Benfica, que fazer?
Pedro Adão e Silva Professor Universitário
Quando, em março, foi conhecido o teor da investigação E-Toupeira e constituídos os primeiros arguidos, escrevi que era com muito desconforto e ainda mais tristeza que assistia à sucessão de investigações judiciais envolvendo o meu Benfica. Na altura, acrescentei que não desvalorizava nada as notícias e que me parecia péssima ideia que a comunicação do Benfica optasse por apontar o dedo a adversários. Do Benfica esperava apenas um desmentido cabal e definitivo de tudo o que era noticiado. No que é mais importante, acrescentei que o tempo da Justiça não tinha de ser igual ao tempo da apreciação pública e que uma coisa é o que os tribunais decidirão, outra, bem distinta, é um juízo moral que os sócios poderiam fazer assim que fosse conhecida a acusação.

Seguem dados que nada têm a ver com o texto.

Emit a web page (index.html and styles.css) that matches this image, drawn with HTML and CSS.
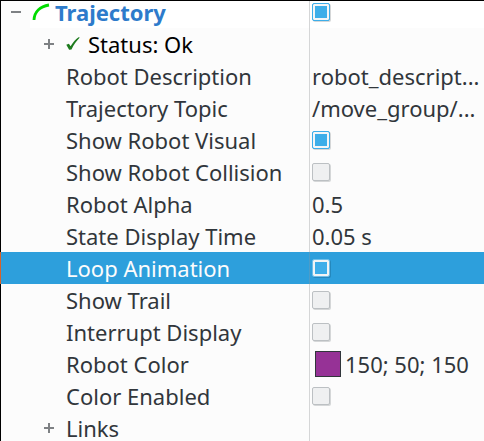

Nasemana passada foi deduzida a acusação de umdos vários processos que envolve o Benfica, a sua SAD e alguns dos seus dirigentes. Li a acusação e não vou fazer como a toupeira, enfiar a cabeça debaixo da terra e fingir que não se passa nada. Tudo indica que houve uma violação reiterada e sistemática de processos em segredo de Justiça, do interesse do Benfica. Mais, um funcionário da SAD – no passado apresentado como alguém nuclear na estrutura profissional do clube e que, até há bem pouco nos representava, por exemplo, nas reuniões da Liga – terá tido conhecimento detalhado do conteúdo destas violações. São factos gravíssimos e que não têm atenuantes. Se a acusação é clara neste aspeto, é de uma enorme fragilidade na forma como estabelece um nexo entre violação do segredo de Justiça e responsabilidade da SAD e dos seus administradores. Como tem sido afirmado por variados juristas, neste aspeto – central para que possam ser imputadas penas acessórias com consequências desportivas – a acusação dá um passo maior do que a perna. Por isso mesmo, é fundamental a fase de instrução e os órgãos sociais do Benfica estão dependentes de um eventual despacho de pronúncia de um juiz de direito.
Até lá, enquanto sócio do Benfica, há duas ou três coisas que resultam claras: Paulo Gonçalves não pode continuar a exercer funções na SAD. Quem representa o Benfica, cuja soberania radica, em última análise, nos sócios, tem a obrigação de pôr a instituição à frente dos seus interesses particulares (para já, para se defender das acusações de que é alvo). Terminada a fase de instrução, e caso a SAD venha a ser pronunciada, os sócios terão de se manifestar sobre os destinos do clube. Aliás, eleições antecipadas serão do interesse do próprio Luís Filipe Vieira, que se recandidatará. Já se sabe que terá em Rui Gomes da Silva um adversário. É para mim óbvio que terá de surgir uma terceira via que aposte na regeneração ética do clube, mesmo que, no essencial, mantenha as apostas estratégicas quanto ao modelo de negócio seguido na última década.